■ PROBLEM STATEMENT: Count every line that holds the string "index", and report the number alone.

■ GIVEN INFORMATION:
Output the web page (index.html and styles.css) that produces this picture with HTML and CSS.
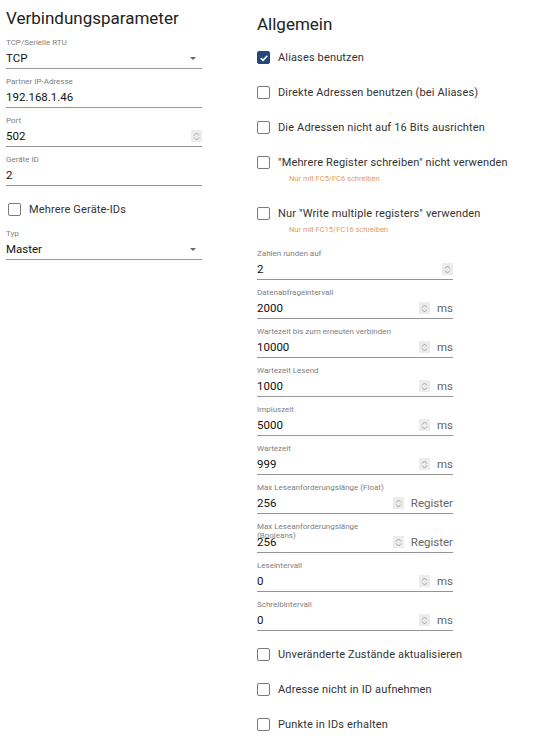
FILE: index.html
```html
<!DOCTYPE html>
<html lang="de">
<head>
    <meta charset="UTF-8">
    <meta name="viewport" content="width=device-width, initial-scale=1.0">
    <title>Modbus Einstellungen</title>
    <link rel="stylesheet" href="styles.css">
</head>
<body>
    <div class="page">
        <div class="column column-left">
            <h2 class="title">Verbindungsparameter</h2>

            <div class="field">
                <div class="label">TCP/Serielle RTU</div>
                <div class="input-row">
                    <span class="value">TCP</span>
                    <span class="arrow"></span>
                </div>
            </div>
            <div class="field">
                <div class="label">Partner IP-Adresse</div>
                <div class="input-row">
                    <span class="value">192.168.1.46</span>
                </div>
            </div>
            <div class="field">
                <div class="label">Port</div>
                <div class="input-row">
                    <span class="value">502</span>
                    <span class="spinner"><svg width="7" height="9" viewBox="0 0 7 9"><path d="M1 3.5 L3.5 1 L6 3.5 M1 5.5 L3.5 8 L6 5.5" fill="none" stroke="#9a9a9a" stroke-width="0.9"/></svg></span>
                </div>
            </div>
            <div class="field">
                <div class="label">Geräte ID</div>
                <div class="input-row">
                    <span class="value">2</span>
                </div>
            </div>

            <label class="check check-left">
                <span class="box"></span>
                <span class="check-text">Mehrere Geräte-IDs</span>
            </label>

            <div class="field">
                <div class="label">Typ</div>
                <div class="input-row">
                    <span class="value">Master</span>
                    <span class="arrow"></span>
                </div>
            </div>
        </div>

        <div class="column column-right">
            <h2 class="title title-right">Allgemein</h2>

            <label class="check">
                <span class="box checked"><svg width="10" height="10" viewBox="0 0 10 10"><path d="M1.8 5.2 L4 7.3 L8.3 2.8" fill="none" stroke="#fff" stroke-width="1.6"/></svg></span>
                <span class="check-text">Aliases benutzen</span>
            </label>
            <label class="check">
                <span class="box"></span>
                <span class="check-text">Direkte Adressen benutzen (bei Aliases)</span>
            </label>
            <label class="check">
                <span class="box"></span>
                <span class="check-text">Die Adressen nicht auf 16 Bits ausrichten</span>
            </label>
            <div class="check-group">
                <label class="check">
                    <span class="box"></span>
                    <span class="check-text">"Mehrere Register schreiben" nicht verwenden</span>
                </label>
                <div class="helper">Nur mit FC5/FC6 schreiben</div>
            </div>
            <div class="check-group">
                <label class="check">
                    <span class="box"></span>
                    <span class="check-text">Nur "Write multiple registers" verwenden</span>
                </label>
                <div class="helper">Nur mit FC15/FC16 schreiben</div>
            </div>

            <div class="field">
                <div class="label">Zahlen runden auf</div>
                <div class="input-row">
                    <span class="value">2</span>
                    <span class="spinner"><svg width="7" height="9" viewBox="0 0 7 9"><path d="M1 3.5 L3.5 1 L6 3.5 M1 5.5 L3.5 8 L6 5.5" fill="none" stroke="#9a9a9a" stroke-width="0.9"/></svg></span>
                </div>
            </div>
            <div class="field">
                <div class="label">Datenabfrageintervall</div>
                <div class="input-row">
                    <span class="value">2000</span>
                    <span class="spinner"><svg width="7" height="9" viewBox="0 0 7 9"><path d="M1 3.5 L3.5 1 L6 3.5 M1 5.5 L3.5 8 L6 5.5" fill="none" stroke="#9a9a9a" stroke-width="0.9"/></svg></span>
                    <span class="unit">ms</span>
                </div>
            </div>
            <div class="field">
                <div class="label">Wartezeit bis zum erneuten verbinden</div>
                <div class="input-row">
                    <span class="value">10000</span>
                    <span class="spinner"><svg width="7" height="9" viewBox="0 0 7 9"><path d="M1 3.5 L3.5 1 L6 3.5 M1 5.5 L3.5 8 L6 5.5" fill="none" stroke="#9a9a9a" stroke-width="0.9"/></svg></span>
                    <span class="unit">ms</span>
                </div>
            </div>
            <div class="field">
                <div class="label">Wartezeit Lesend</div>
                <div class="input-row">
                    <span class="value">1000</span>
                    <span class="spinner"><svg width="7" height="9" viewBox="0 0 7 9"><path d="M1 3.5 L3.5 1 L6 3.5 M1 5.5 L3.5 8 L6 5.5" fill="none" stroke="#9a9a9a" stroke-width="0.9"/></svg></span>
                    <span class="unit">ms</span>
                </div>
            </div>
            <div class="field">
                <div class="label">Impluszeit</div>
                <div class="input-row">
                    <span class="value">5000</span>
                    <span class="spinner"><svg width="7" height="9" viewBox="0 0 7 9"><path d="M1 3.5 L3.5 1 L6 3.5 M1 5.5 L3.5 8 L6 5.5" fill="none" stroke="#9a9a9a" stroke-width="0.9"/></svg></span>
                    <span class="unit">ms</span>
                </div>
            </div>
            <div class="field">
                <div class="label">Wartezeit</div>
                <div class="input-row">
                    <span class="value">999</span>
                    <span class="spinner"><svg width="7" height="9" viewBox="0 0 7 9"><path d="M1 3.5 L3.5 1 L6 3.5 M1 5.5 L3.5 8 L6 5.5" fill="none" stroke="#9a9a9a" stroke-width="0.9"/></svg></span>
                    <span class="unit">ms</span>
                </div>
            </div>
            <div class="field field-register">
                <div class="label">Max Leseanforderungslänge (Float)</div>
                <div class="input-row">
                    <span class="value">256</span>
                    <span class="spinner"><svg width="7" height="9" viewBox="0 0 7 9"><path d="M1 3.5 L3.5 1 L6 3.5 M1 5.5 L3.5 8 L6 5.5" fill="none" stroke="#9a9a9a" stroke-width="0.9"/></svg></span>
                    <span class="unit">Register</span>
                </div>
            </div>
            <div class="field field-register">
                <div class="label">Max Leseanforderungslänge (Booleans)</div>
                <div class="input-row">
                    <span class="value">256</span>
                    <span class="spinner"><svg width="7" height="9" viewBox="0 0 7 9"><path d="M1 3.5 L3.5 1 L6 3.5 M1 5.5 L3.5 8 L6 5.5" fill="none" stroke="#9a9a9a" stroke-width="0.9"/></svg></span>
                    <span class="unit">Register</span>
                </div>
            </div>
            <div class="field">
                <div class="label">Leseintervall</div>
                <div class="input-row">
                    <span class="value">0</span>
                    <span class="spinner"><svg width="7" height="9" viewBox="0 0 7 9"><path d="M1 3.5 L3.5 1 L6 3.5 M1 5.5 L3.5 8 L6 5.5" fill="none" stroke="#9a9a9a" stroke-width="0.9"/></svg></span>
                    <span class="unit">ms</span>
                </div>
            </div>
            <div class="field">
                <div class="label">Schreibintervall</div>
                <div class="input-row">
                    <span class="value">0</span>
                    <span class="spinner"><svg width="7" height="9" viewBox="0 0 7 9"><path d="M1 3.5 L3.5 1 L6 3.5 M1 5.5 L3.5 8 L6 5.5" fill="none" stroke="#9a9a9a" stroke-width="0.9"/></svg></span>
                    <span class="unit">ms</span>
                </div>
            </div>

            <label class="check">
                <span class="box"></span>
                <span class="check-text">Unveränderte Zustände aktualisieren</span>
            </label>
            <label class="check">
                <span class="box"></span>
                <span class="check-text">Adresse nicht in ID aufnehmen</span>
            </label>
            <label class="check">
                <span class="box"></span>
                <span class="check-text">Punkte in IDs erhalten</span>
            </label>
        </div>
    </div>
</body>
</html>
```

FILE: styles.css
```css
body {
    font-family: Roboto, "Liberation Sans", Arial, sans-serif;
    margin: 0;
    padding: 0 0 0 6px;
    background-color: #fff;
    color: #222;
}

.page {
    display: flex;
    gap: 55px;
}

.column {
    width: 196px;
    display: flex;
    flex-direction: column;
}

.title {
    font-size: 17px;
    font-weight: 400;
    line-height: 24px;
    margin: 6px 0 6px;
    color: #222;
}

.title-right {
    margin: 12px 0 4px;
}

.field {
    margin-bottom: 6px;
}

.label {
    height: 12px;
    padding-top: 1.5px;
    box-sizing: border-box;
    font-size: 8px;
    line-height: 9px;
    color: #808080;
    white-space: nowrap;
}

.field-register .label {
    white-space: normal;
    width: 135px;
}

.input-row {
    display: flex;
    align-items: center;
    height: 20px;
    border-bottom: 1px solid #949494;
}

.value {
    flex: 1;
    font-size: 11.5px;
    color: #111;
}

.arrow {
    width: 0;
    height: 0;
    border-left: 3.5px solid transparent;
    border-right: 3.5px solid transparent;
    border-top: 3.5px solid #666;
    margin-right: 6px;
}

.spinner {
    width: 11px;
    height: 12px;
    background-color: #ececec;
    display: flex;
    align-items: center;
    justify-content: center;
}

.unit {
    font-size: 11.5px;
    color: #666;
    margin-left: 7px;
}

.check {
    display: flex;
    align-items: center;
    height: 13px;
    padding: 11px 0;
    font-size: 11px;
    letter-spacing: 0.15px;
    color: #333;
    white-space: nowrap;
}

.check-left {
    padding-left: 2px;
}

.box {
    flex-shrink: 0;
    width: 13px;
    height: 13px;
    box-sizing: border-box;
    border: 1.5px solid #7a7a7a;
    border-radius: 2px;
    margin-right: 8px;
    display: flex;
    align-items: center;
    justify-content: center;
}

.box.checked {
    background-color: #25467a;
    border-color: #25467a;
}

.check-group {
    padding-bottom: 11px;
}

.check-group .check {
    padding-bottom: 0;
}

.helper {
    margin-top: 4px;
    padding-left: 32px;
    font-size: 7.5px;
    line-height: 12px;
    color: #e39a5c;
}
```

■ ANSWER TO THE EXERCISE: 2